The first major cycle of painting appears in the Buddhist cave and temples of Ajanta and Bagh. The earliest Ajanta paintings exemplify mature basic concepts of the nature of painting in India. Within a socially accepted mode of expression, no individual idiosyncrasies could obtrude. Legendary figuration is in perfect accord with a profuse and precise representation of abundant life. In the repertoire of forms, the idealized human figure is pre-eminent. The painters reconstruct life as total experience, and the development of the Ajanta paintings (lst-7th centuries) depicts the progressive enriching of this experience. The world of Ajanta is peopled with earnest, sensitive characters from the various former lives of the Enlightened One, the Buddha. Tropical vegetation, insects, birds, animals, human and angelic forms, textile, jewellery and architecture, the world of nature and the man-made world are delineated with sympathy and understanding.
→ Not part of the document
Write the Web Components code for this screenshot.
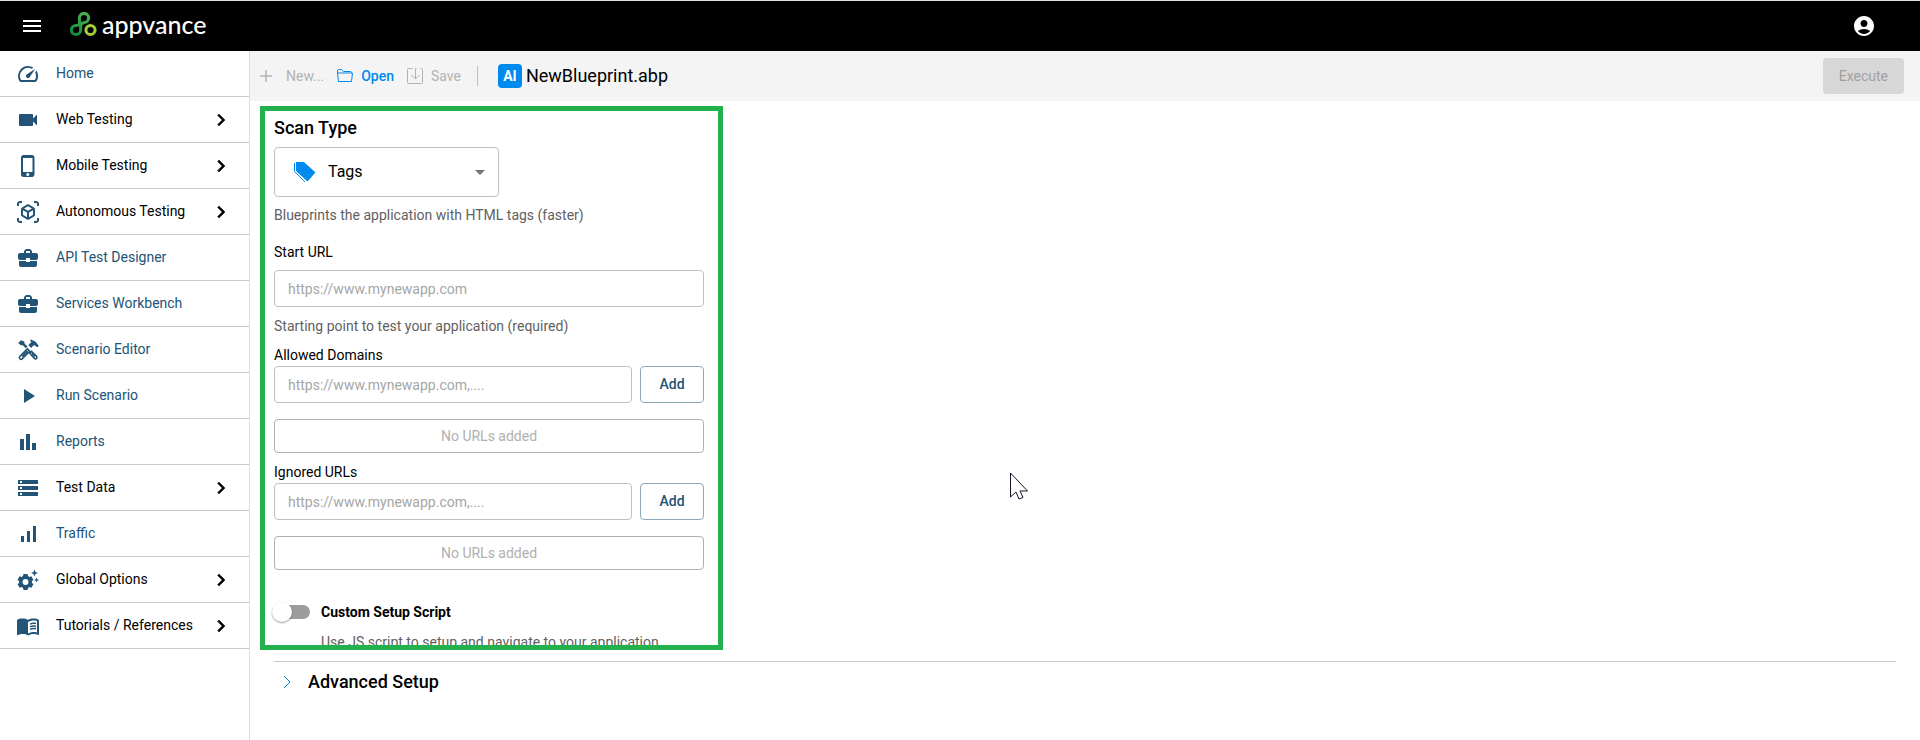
<!DOCTYPE html>
<html lang="en">
<head>
<meta charset="utf-8">
<title>NewBlueprint.abp</title>
<style>
  html, body{
    height: 100%;
    margin: 0;
  }
  body{
    background: #fff;
    color: #000;
    font-family: Roboto, "Liberation Sans", sans-serif;
    font-size: 14px;
    line-height: 20px;
    overflow: hidden;
    --navy: #215476;
    --blue: #008aee;
    --green: #22b14c;
    --muted: #5f5f5f;
    --disabled: #b2b2b2;
    --line: #c8c8c8;
  }
</style>
</head>
<body>

<app-shell>
  <app-header slot="header"></app-header>
  <side-nav slot="nav">
    <nav-item icon="speed">Home</nav-item>
    <nav-item icon="camera" group>Web Testing</nav-item>
    <nav-item icon="phone" group>Mobile Testing</nav-item>
    <nav-item icon="cube" group>Autonomous Testing</nav-item>
    <nav-item icon="case">API Test Designer</nav-item>
    <nav-item icon="case">Services Workbench</nav-item>
    <nav-item icon="tools">Scenario Editor</nav-item>
    <nav-item icon="play">Run Scenario</nav-item>
    <nav-item icon="bars">Reports</nav-item>
    <nav-item icon="storage" group>Test Data</nav-item>
    <nav-item icon="signal">Traffic</nav-item>
    <nav-item icon="gear" group>Global Options</nav-item>
    <nav-item icon="book" group>Tutorials / References</nav-item>
  </side-nav>
  <tool-bar>NewBlueprint.abp</tool-bar>
  <scan-panel>
    <scan-type></scan-type>
    <text-field label="Start URL" placeholder="https://www.mynewapp.com">Starting point to test your application (required)</text-field>
    <url-list label="Allowed Domains" placeholder="https://www.mynewapp.com,....">No URLs added</url-list>
    <url-list label="Ignored URLs" placeholder="https://www.mynewapp.com,....">No URLs added</url-list>
    <toggle-switch label="Custom Setup Script">Use JS script to setup and navigate to your application</toggle-switch>
  </scan-panel>
  <advanced-setup>Advanced Setup</advanced-setup>
</app-shell>
<mouse-pointer></mouse-pointer>

<script>

const ICONS = {
  speed: '<path d="m20.38 8.57-1.23 1.85a8 8 0 0 1-.22 7.58H5.07A8 8 0 0 1 15.58 6.85l1.85-1.23A10 10 0 0 0 3.35 19a2 2 0 0 0 1.72 1h13.85a2 2 0 0 0 1.74-1 10 10 0 0 0-.27-10.44zm-9.79 6.84a2 2 0 0 0 2.83 0l5.66-8.49-8.49 5.66a2 2 0 0 0 0 2.83z"/>',
  camera: '<path d="M17 10.5V7c0-.55-.45-1-1-1H4c-.55 0-1 .45-1 1v10c0 .55.45 1 1 1h12c.55 0 1-.45 1-1v-3.500l4 4v-11l-4 4z"/>',
  phone: '<path d="M16 1H7.500C6.100 1 5 2.100 5 3.500v17C5 21.900 6.100 23 7.500 23H16c1.400 0 2.500-1.100 2.500-2.500v-17C18.500 2.100 17.400 1 16 1zm-4.250 21c-.83 0-1.500-.67-1.500-1.500s.67-1.500 1.500-1.500 1.500.67 1.500 1.500-.67 1.500-1.500 1.500zM16.500 18H7V4h9.500v14z"/>',
  cube: '<path d="M3 4c0-.55.45-1 1-1h2V1H4C2.340 1 1 2.340 1 4v2h2V4zm0 16v-2H1v2c0 1.660 1.340 3 3 3h2v-2H4c-.55 0-1-.45-1-1zM20 1h-2v2h2c.55 0 1 .45 1 1v2h2V4c0-1.660-1.340-3-3-3zm1 19c0 .55-.45 1-1 1h-2v2h2c1.660 0 3-1.340 3-3v-2h-2v2zm-2-5.130V9.130c0-.72-.38-1.380-1-1.730l-5-2.880c-.31-.18-.65-.27-1-.27s-.69.09-1 .27L6 7.390c-.62.36-1 1.020-1 1.740v5.740c0 .72.38 1.380 1 1.730l5 2.880c.31.18.65.27 1 .27s.69-.09 1-.27l5-2.880c.62-.35 1-1.010 1-1.730zm-8 2.300-4-2.300v-4.630l4 2.330v4.600zm1-6.330L8.040 8.530 12 6.250l3.960 2.280L12 10.840zm5 4.030-4 2.300v-4.600l4-2.330v4.630z"/>',
  case: '<path d="M10 16v-1H3.010L3 19c0 1.110.89 2 2 2h14c1.110 0 2-.89 2-2v-4h-7v1h-4zm10-9h-4.010V5l-2-2h-4l-2 2v2H4c-1.100 0-2 .9-2 2v3c0 1.110.89 2 2 2h6v-2h4v2h6c1.100 0 2-.9 2-2V9c0-1.100-.9-2-2-2zm-6 0h-4V5h4v2z"/>',
  tools: '<path d="m15 10 3-3 3.500 2.200 1.300-1.300-3.200-4.100L15 1.600l-1 1 1.400 1.400-3 3zM5 2.200 2.200 5l2.600 2.300h2l3 3 1.700-1.700-3-3-.2-2z"/><path fill="none" stroke="currentColor" stroke-width="1.600" d="m11.300 10.900 2.400 2.400-7.400 7.400a1.700 1.700 0 0 1-2.400 0 1.700 1.700 0 0 1 0-2.400zm2.400 4.300 1.800-1.800 5 5a1.500 1.500 0 0 1 0 2 1.500 1.500 0 0 1-2 0zM6 18.600l5.500-5.500m4.500 2.200 3 3"/>',
  play: '<path d="M8 5v14l11-7z"/>',
  bars: '<path d="M4 9h4v11H4zm12 4h4v7h-4zm-6-9h4v16h-4z"/>',
  storage: '<path d="M2 20h20v-4H2v4zm2-3h2v2H4v-2zM2 4v4h20V4H2zm4 3H4V5h2v2zm-4 7h20v-4H2v4zm2-3h2v2H4v-2z"/>',
  signal: '<path d="M17 4h3v16h-3zM5 14h3v6H5zm6-5h3v11h-3z"/>',
  gear: '<path fill-rule="evenodd" d="m8 5-.5 2.100-1.400.8-2-.6-2 3.400 1.500 1.500v1.600L2.100 15.300l2 3.400 2-.6 1.400.8.5 2.100h4l.5-2.100 1.400-.8 2 .6 2-3.400-1.500-1.500v-1.600l1.500-1.500-2-3.400-2 .6-1.400-.8L12 5zm2 5a3 3 0 1 1 0 6 3 3 0 0 1 0-6z" transform="translate(-.5 1)"/><path d="m18.500 1.500 1 2.500 2.500 1-2.500 1-1 2.500-1-2.500-2.500-1 2.500-1zm2 8 .7 1.800 1.800.7-1.800.7-.7 1.800-.7-1.800-1.800-.7 1.800-.7z"/>',
  book: '<path d="M17.500 4.500c-1.950 0-4.050.4-5.500 1.500-1.450-1.100-3.550-1.500-5.500-1.500S2.450 4.900 1 6v14.650c0 .65.73.45.75.45C3.100 20.450 5.050 20 6.500 20c1.950 0 4.050.4 5.500 1.500 1.350-.85 3.800-1.500 5.500-1.500 1.650 0 3.350.3 4.750 1.050.41.21.75-.19.75-.45V6c-1.490-1.120-3.630-1.500-5.500-1.500zm3.500 14c-1.100-.35-2.300-.5-3.500-.5-1.700 0-4.150.65-5.500 1.500V8c1.350-.85 3.800-1.500 5.500-1.500 1.200 0 2.400.15 3.500.5v11.500zM14 9.200c2-.8 4-.9 6-.5v1.500c-2-.4-4-.3-6 .5zm0 2.700c2-.8 4-.9 6-.5v1.500c-2-.4-4-.3-6 .5zm0 2.700c2-.8 4-.9 6-.5v1.500c-2-.4-4-.3-6 .5z"/>',
  chevron: '<path d="M10 6 8.590 7.410 13.170 12l-4.580 4.590L10 18l6-6z" stroke="currentColor" stroke-width=".5"/>',
  account: '<path d="M12 2C6.480 2 2 6.480 2 12s4.480 10 10 10 10-4.480 10-10S17.520 2 12 2zm0 4c1.930 0 3.500 1.570 3.500 3.500S13.930 13 12 13s-3.500-1.570-3.500-3.500S10.070 6 12 6zm0 14c-2.030 0-4.430-.82-6.140-2.880C7.550 15.800 9.680 15 12 15s4.450.8 6.140 2.120C16.430 19.180 14.030 20 12 20z"/>',
  menu: '<path d="M3 18h18v-2H3v2zm0-5h18v-2H3v2zm0-7v2h18V6H3z"/>'
};

function icon(name){
  return `<svg width="24" height="24" viewBox="0 0 24 24" fill="currentColor" aria-hidden="true">${ICONS[name]}</svg>`;
}

class AppShell extends HTMLElement {
  
  constructor(){
    super();
    this.attachShadow({ mode: 'open' });
    this.shadowRoot.innerHTML = /*html*/ `
      <style>
        :host{
          display: flex;
          flex-direction: column;
          height: 100vh;
        }
        .body{
          display: flex;
          flex: 1;
          min-height: 0;
        }
        main{
          display: flex;
          flex-direction: column;
          flex: 1;
          min-width: 0;
        }
      </style>
      <slot name="header"></slot>
      <div class="body">
        <slot name="nav"></slot>
        <main><slot></slot></main>
      </div>
    `;
  }
  
}

class AppHeader extends HTMLElement {
  
  constructor(){
    super();
    this.attachShadow({ mode: 'open' });
    this.shadowRoot.innerHTML = /*html*/ `
      <style>
        :host{ display: block; }
        header{
          display: flex;
          align-items: center;
          height: 50px;
          padding: 0 44px 0 20px;
          border-top: 1px solid #dfe3e1;
          background: #000;
          color: #fff;
        }
        button{
          display: flex;
          padding: 0;
          border: none;
          background: none;
          color: inherit;
        }
        a{
          display: flex;
          align-items: center;
          gap: 4px;
          margin: 0 auto 0 26px;
          color: inherit;
          font: 500 25px/28px Lato, sans-serif;
          text-decoration: none;
        }
        a span{ padding-bottom: 4px; }
      </style>
      <header>
        <button aria-label="Menu">${icon('menu')}</button>
        <a href="#">
          <svg width="28" height="28" viewBox="0 0 28 28" fill="none" stroke-width="3" aria-hidden="true">
            <defs>
              <linearGradient id="leaf" gradientUnits="userSpaceOnUse" x1="2" y1="24" x2="18" y2="2">
                <stop offset="0" stop-color="#0b8a3e"/>
                <stop offset="1" stop-color="#4fb351"/>
              </linearGradient>
            </defs>
            <path stroke="url(#leaf)" d="M10.600 18a4.600 4.600 0 1 1-4.600-4.600c3 0 4.200-1 3.400-4.400v-3a4.600 4.600 0 1 1 4.600 4.600c-2.400.4-3.400 1.900-3.400 4.400z"/>
            <circle cx="20.500" cy="18" r="4.600" stroke="#a6ce39"/>
          </svg>
          <span>appvance</span>
        </a>
        <button aria-label="Account">${icon('account')}</button>
      </header>
    `;
  }
  
}

class SideNav extends HTMLElement {
  
  constructor(){
    super();
    this.attachShadow({ mode: 'open' });
    this.shadowRoot.innerHTML = /*html*/ `
      <style>
        :host{
          display: block;
          flex: none;
          width: 249px;
          border-right: 1px solid #dcdcdc;
        }
        nav{
          display: flex;
          flex-direction: column;
        }
      </style>
      <nav><slot></slot></nav>
    `;
  }
  
}

class NavItem extends HTMLElement {
  
  constructor(){
    super();
    this.attachShadow({ mode: 'open' });
    const isGroup = this.hasAttribute('group');
    const tag = isGroup ? 'button' : 'a';
    this.shadowRoot.innerHTML = /*html*/ `
      <style>
        :host{
          display: block;
          border-bottom: 1px solid var(--line);
        }
        a, button{
          display: flex;
          align-items: center;
          gap: 16px;
          box-sizing: border-box;
          width: 100%;
          height: 45px;
          padding: 0 16px;
          border: none;
          background: none;
          color: var(--navy);
          font: inherit;
          text-align: left;
          text-decoration: none;
        }
        button .label, .arrow{ color: #000; }
        .label{
          flex: 1;
          padding-bottom: 1px;
        }
        svg{ display: block; }
      </style>
      <${tag} ${isGroup ? '' : 'href="#"'}>
        ${icon(this.getAttribute('icon'))}
        <span class="label"><slot></slot></span>
        ${isGroup ? `<span class="arrow">${icon('chevron')}</span>` : ''}
      </${tag}>
    `;
  }
  
}

class ToolBar extends HTMLElement {
  
  constructor(){
    super();
    this.attachShadow({ mode: 'open' });
    this.shadowRoot.innerHTML = /*html*/ `
      <style>
        :host{
          display: flex;
          align-items: center;
          flex: none;
          height: 50px;
          padding: 0 16px 0 8px;
          background: #f4f4f4;
        }
        button{
          display: flex;
          align-items: center;
          gap: 8px;
          padding: 0;
          border: none;
          background: none;
          color: var(--blue);
          font: inherit;
          font-weight: 500;
        }
        button:disabled{
          color: var(--disabled);
          font-weight: 400;
        }
        .tools{
          display: flex;
          gap: 13px;
        }
        .new{ gap: 12px; }
        hr{
          width: 1px;
          height: 20px;
          margin: 0 20px 0 16px;
          border: none;
          background: #bdbdbd;
        }
        .badge{
          width: 24px;
          margin-right: 4px;
          border-radius: 4px;
          background: var(--blue);
          color: #fff;
          font-size: 14px;
          font-weight: 700;
          line-height: 24px;
          text-align: center;
        }
        h1{
          flex: 1;
          margin: 0;
          font-size: 18px;
          font-weight: 400;
          line-height: 24px;
        }
        .execute:disabled{
          height: 36px;
          padding: 0 16px;
          border-radius: 4px;
          background: #d7d7d7;
          color: #a0a0a0;
        }
      </style>
      <div class="tools">
        <button class="new" disabled>
          <svg width="16" height="16" viewBox="0 0 16 16" fill="none" stroke="currentColor" stroke-width="1.500"><path d="M8 2v12M2 8h12"/></svg>
          New...
        </button>
        <button>
          <svg width="16" height="16" viewBox="0 0 16 16" fill="none" stroke="currentColor"><path d="M.5 5V2.500a1 1 0 0 1 1-1h3l2 2h7a1 1 0 0 1 1 1V5M.5 5h15l-1 8.500h-13z"/></svg>
          Open
        </button>
        <button disabled>
          <svg width="16" height="16" viewBox="0 0 16 16" fill="none" stroke="currentColor"><path d="M5.500.5h-4a1 1 0 0 0-1 1v13a1 1 0 0 0 1 1h13a1 1 0 0 0 1-1v-13a1 1 0 0 0-1-1h-1M9.500.5h-1v10M4.500 7l4 4 4-4"/></svg>
          Save
        </button>
      </div>
      <hr>
      <span class="badge">AI</span>
      <h1><slot></slot></h1>
      <button class="execute" disabled>Execute</button>
    `;
  }
  
}

class ScanPanel extends HTMLElement {
  
  constructor(){
    super();
    this.attachShadow({ mode: 'open' });
    this.shadowRoot.innerHTML = /*html*/ `
      <style>
        :host{
          display: block;
          flex: 1;
          box-sizing: border-box;
          min-height: 0;
          width: 463px;
          max-width: calc(100% - 20px);
          margin: 5px 10px 0;
          padding: 5px 14px 0 9px;
          border: 5px solid var(--green);
          overflow: hidden;
        }
      </style>
      <form><slot></slot></form>
    `;
  }
  
}

class ScanType extends HTMLElement {
  
  constructor(){
    super();
    this.attachShadow({ mode: 'open' });
    this.shadowRoot.innerHTML = /*html*/ `
      <style>
        :host{ display: block; }
        label{
          display: block;
          font-size: 18px;
          font-weight: 500;
          line-height: 24px;
        }
        .select{
          display: grid;
          align-items: center;
          width: 225px;
          margin-top: 7px;
        }
        .select > *{ grid-area: 1 / 1; }
        select{
          appearance: none;
          box-sizing: border-box;
          width: 100%;
          height: 50px;
          padding: 0 40px 0 53px;
          border: 1px solid #c0c0c0;
          border-radius: 4px;
          background: #fff;
          color: #000;
          font: inherit;
          font-size: 16px;
        }
        svg{ pointer-events: none; }
        .tag{ margin-left: 18px; }
        .caret{
          justify-self: end;
          margin-right: 14px;
        }
        p{
          margin: 8px 0 0;
          color: var(--muted);
        }
      </style>
      <label for="type">Scan Type</label>
      <div class="select">
        <select id="type"><option>Tags</option></select>
        <svg class="tag" width="24" height="24" viewBox="0 0 24 24" fill="#008aee">
          <path d="M4 2h8l11 10a1 1 0 0 1 0 1l-7 8a1 1 0 0 1-1 0L4 11z"/>
          <path fill="none" stroke="#008aee" d="M2.500 3v8.500L13 22"/>
        </svg>
        <svg class="caret" width="10" height="5" viewBox="0 0 10 5" fill="#757575"><path d="M0 0h10L5 5z"/></svg>
      </div>
      <p>Blueprints the application with HTML tags (faster)</p>
    `;
  }
  
}

const FIELD_STYLES = /*css*/ `
  :host{ display: block; }
  label{ display: block; }
  input{
    box-sizing: border-box;
    width: 100%;
    height: 37px;
    padding: 0 13px;
    border: 1px solid #c0c0c0;
    border-radius: 4px;
    background: #fff;
    color: #000;
    font: inherit;
  }
  input::placeholder{ color: #a6a6a6; }
`;

class TextField extends HTMLElement {
  
  constructor(){
    super();
    this.attachShadow({ mode: 'open' });
    this.shadowRoot.innerHTML = /*html*/ `
      <style>
        ${FIELD_STYLES}
        :host{ margin-top: 17px; }
        input{ margin-top: 8px; }
        p{
          margin: 9px 0 0;
          color: var(--muted);
        }
      </style>
      <label for="field">${this.getAttribute('label')}</label>
      <input id="field" type="text" placeholder="${this.getAttribute('placeholder')}">
      <p><slot></slot></p>
    `;
  }
  
}

class UrlList extends HTMLElement {
  
  constructor(){
    super();
    this.attachShadow({ mode: 'open' });
    this.shadowRoot.innerHTML = /*html*/ `
      <style>
        ${FIELD_STYLES}
        :host{ margin-top: 9px; }
        .row{
          display: flex;
          gap: 8px;
          margin-top: 1px;
        }
        input{
          flex: 1;
          min-width: 0;
        }
        button{
          width: 64px;
          padding: 0 0 2px;
          border: 1px solid #8ea9ba;
          border-radius: 4px;
          background: #fff;
          color: var(--navy);
          font: inherit;
          font-weight: 500;
        }
        .list{
          margin-top: 16px;
          padding: 6px;
          border: 1px solid #b0b0b0;
          border-radius: 4px;
          color: #b0b0b0;
          text-align: center;
        }
      </style>
      <label for="url">${this.getAttribute('label')}</label>
      <div class="row">
        <input id="url" type="text" placeholder="${this.getAttribute('placeholder')}">
        <button type="button">Add</button>
      </div>
      <div class="list"><slot></slot></div>
    `;
  }
  
}

class ToggleSwitch extends HTMLElement {
  
  constructor(){
    super();
    this.attachShadow({ mode: 'open' });
    this.shadowRoot.innerHTML = /*html*/ `
      <style>
        :host{
          display: grid;
          grid-template-columns: 36px 1fr;
          align-items: center;
          column-gap: 11px;
          row-gap: 10px;
          margin-top: 32px;
        }
        input{
          appearance: none;
          display: flex;
          align-items: center;
          justify-self: end;
          width: 35px;
          height: 14px;
          margin: 0;
          border-radius: 7px;
          background: #9c9c9c;
        }
        input::before{
          content: "";
          width: 20px;
          height: 20px;
          margin-left: -3px;
          border-radius: 50%;
          background: #fff;
          box-shadow: 0 1px 2px rgba(0, 0, 0, .4);
          flex: none;
        }
        input:checked::before{ margin-left: 17px; }
        label{ font-weight: 700; }
        p{
          grid-column: 2;
          margin: 0;
          color: var(--muted);
        }
      </style>
      <input id="toggle" type="checkbox" role="switch">
      <label for="toggle">${this.getAttribute('label')}</label>
      <p><slot></slot></p>
    `;
  }
  
}

class AdvancedSetup extends HTMLElement {
  
  constructor(){
    super();
    this.attachShadow({ mode: 'open' });
    this.shadowRoot.innerHTML = /*html*/ `
      <style>
        :host{
          display: block;
          flex: none;
          margin: 11px 24px 0;
          padding: 8px 0 46px;
          border-top: 1px solid var(--line);
        }
        button{
          display: flex;
          align-items: center;
          gap: 17px;
          padding: 0 0 0 9px;
          border: none;
          background: none;
          color: #000;
          font: inherit;
          font-size: 18px;
          font-weight: 500;
          line-height: 24px;
        }
      </style>
      <button type="button" aria-expanded="false">
        <svg width="8" height="14" viewBox="0 0 8 14" fill="none" stroke="#008aee"><path d="m1 1 6 6-6 6"/></svg>
        <slot></slot>
      </button>
    `;
  }
  
}

class MousePointer extends HTMLElement {
  
  constructor(){
    super();
    this.attachShadow({ mode: 'open' });
    this.shadowRoot.innerHTML = /*html*/ `
      <style>
        :host{
          display: block;
          position: absolute;
          left: 1010px;
          top: 472px;
          pointer-events: none;
        }
      </style>
      <svg width="20" height="29" viewBox="0 0 20 29" fill="#fff" stroke="#14142a"><path d="M.5 1v24l5.500-5 3 7 4-1.500-3-6.500h7.500z"/></svg>
    `;
  }
  
}

customElements.define('app-shell', AppShell);
customElements.define('app-header', AppHeader);
customElements.define('side-nav', SideNav);
customElements.define('nav-item', NavItem);
customElements.define('tool-bar', ToolBar);
customElements.define('scan-panel', ScanPanel);
customElements.define('scan-type', ScanType);
customElements.define('text-field', TextField);
customElements.define('url-list', UrlList);
customElements.define('toggle-switch', ToggleSwitch);
customElements.define('advanced-setup', AdvancedSetup);
customElements.define('mouse-pointer', MousePointer);

</script>
</body>
</html>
Sweeping, continuous, accented lines and luminous modulated colours create firmly modelled forms of great subtlety and refined vitality. The themes are presented on the walls as a continuous narrative without division of space. The stream of shapes, as if encompassing the manifest world, frequently congeals into groups held together with the tension of inner relationship of being to being. An elaborately perfected language of gestures intensifies the expression. Evolved collectively by anonymous painters, these serene and profound murals remain an apogee of attainment hardly equalled again. Closely related to Ajanta and Bagh are murals from Badami in western India (5th century), Sittanavasal in the South (7th century) and Sigiria in Ceylon (6th century). In the Jain caves of Sittanavasal may be observed the beginnings of a new assertion of the drawn line. Linear, angular forms with slight shading, characterise drawings filled in with colours, from Kailasanatha temple, Ellora (8th century).

Manuscript Paintings

In the 11th century manuscripts from Bengal and Nepal the old mural form in colour and treatment is maintained even though physically scaled down to the width of the palm leaf strip. Western Indian manuscript painting (mainly illustrations of Jain texts) of the 13th century onward, develops to logical conclusions all the tendencies incipient in the murals from Ellora, and more. Form is attenuated into a codified system of iconography. These diagrammatic, hieratic, repetitive little pictures-reduced murals in technique- are, nevertheless, often rich with a metallic scintillation of abrupt juxtapositions of unmitigated colours. Between the 12th and the 18th centuries, a large number of paintings from Tanjore, Kanchipuram, Cochin, etc., reveal directions of development already noted. Perhaps, the Cochin murals mark the completion of the cycle that commenced with the early paintings at Ajanta. Conventional shading is applied rather mechanically to inflated forms, and all available space is filled with intricate coloured embellishment. There is sufficient evidence from the earliest times to indicate that apart from the complex, the sophisticated and the hieratic, there has always existed a simple, direct, largely indigenous folk expression in the arts.